In real life, we don't use "words" to enter our homes, nor do we use them to enter establishments or offices. Instead, we use keys, keycards, or biometric data that are unique to us and difficult to replicate. For these reasons, Ch-aOS believes that "passwords" are an outdated and insecure method of protecting sensitive information.

Because of this philosophy, Ch-aOS does not have a built-in password manager. Instead, it provides a robust interface for managing encrypted secrets using common tools, such as gpg and age, through Mozilla's sops utility.

The chaos secrets command suite acts as an orchestrator for Mozilla's sops (Secrets OPerationS). It simplifies the entire workflow of managing encrypted secrets, allowing you to safely store sensitive data (like passwords, tokens, and API keys) in YAML files that can be committed to a Git repository.

secrets edit

Securely edits a secrets file. This command decrypts the file into a temporary buffer, opens it in your default text editor ($EDITOR), and automatically re-encrypts it when you save and close the editor.

Why? It provides a seamless and secure workflow for editing secrets without ever permanently saving an unencrypted version to disk.

Usage:

# Edit the default secrets file
chaos secrets edit

# Edit a specific secrets file for a team
chaos secrets edit -t my-company.my-team

secrets print

Decrypts a secrets file and prints its entire contents to standard output.

Usage:

chaos secrets print

Security Risk

Be careful where you use this command. The decrypted secrets will be visible on your screen and potentially in your shell history. Avoid using it in shared or untrusted environments.

secrets cat

Decrypts a secrets file and prints only the specific value(s) of the key(s) you ask for. This is more secure and convenient for scripting than print. Use dot notation to specify nested keys.

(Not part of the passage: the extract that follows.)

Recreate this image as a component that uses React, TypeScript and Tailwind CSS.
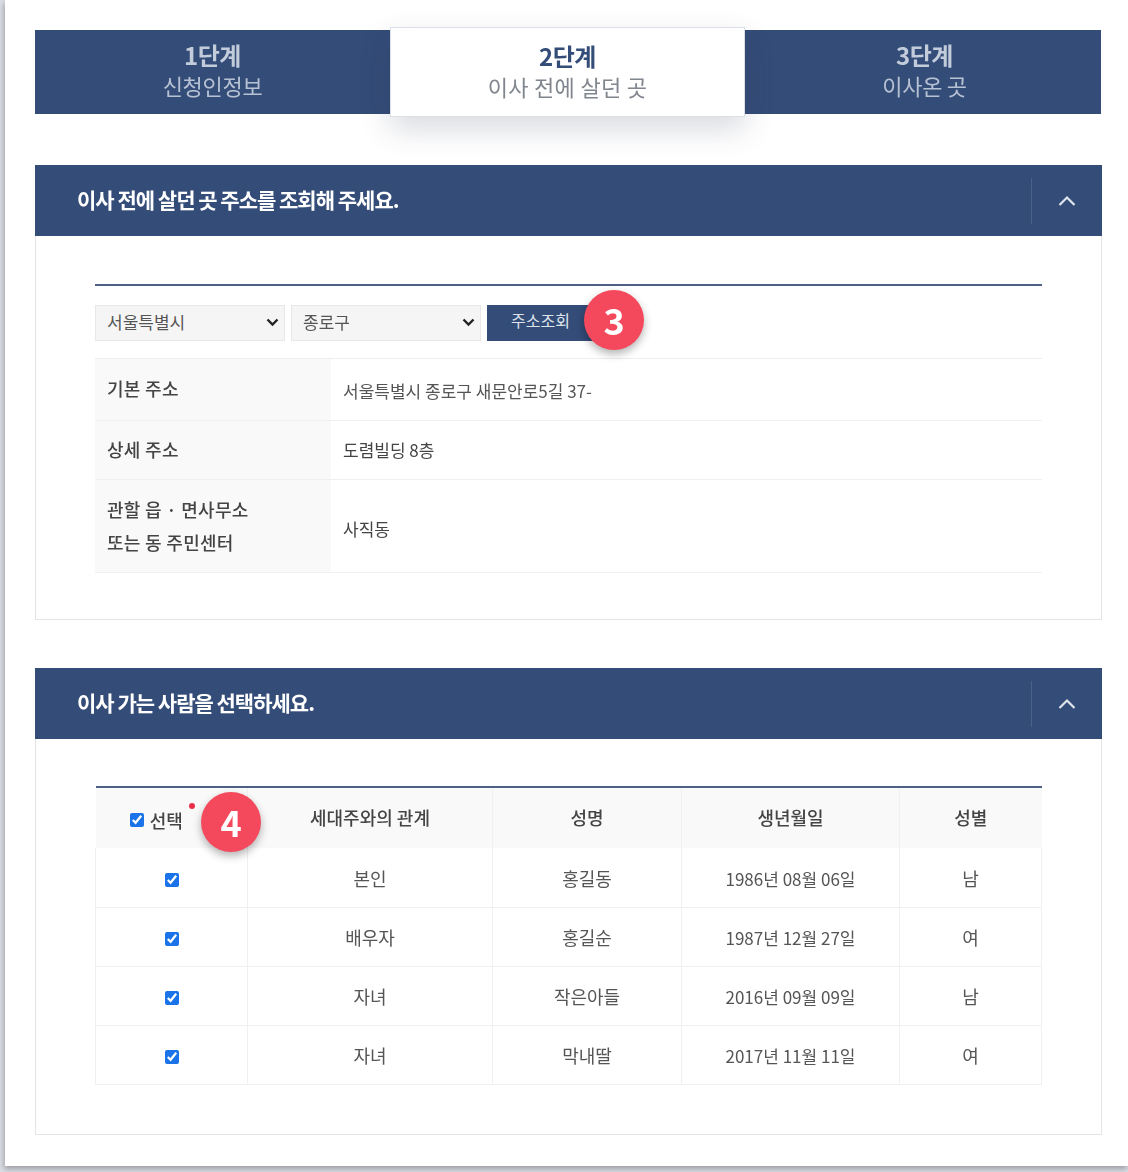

Use the -v or --value flag to only print the value, without the key name or any formatting.

Usage:

chaos secrets cat user_secrets.dex.password -v

Key Management

secrets rotate-add

Adds a new encryption key (e.g., a GPG fingerprint or an age public key) to your .sops.yaml configuration. This is how you grant a new person or machine access to the secrets.

Usage:

# Add a new GPG key to the sops configuration
chaos secrets rotate-add pgp 'FINGERPRINT_OF_NEW_USER'

# Add a new age key
chaos secrets rotate-add age 'age1...'

After adding a key, you must run sops updatekeys (or use the -u flag with rotate-add) on your secret files to re-encrypt them.

secrets rotate-rm

Removes a key from your .sops.yaml configuration, revoking access for that key. This is a critical step when someone leaves a team or a machine is decommissioned.

Usage:

chaos secrets rotate-rm pgp 'FINGERPRINT_TO_REMOVE'

Like rotate-add, you must update the files afterward to apply the key removal.

secrets shamir

Configures Shamir's Secret Sharing, creating an "M-of-N" policy where M out of N total keys are required to decrypt a secret.

Why? It builds redundancy (preventing a single point of failure if a key is lost) and can be used to require a quorum for highly sensitive data.

Usage:

# Set the first (index 0) rule in .sops.yaml to require 2 keys to decrypt
chaos secrets shamir 0 2

secrets import/export

These commands allow you to securely transfer master keys to and from external password managers. See Secret Providers for more details.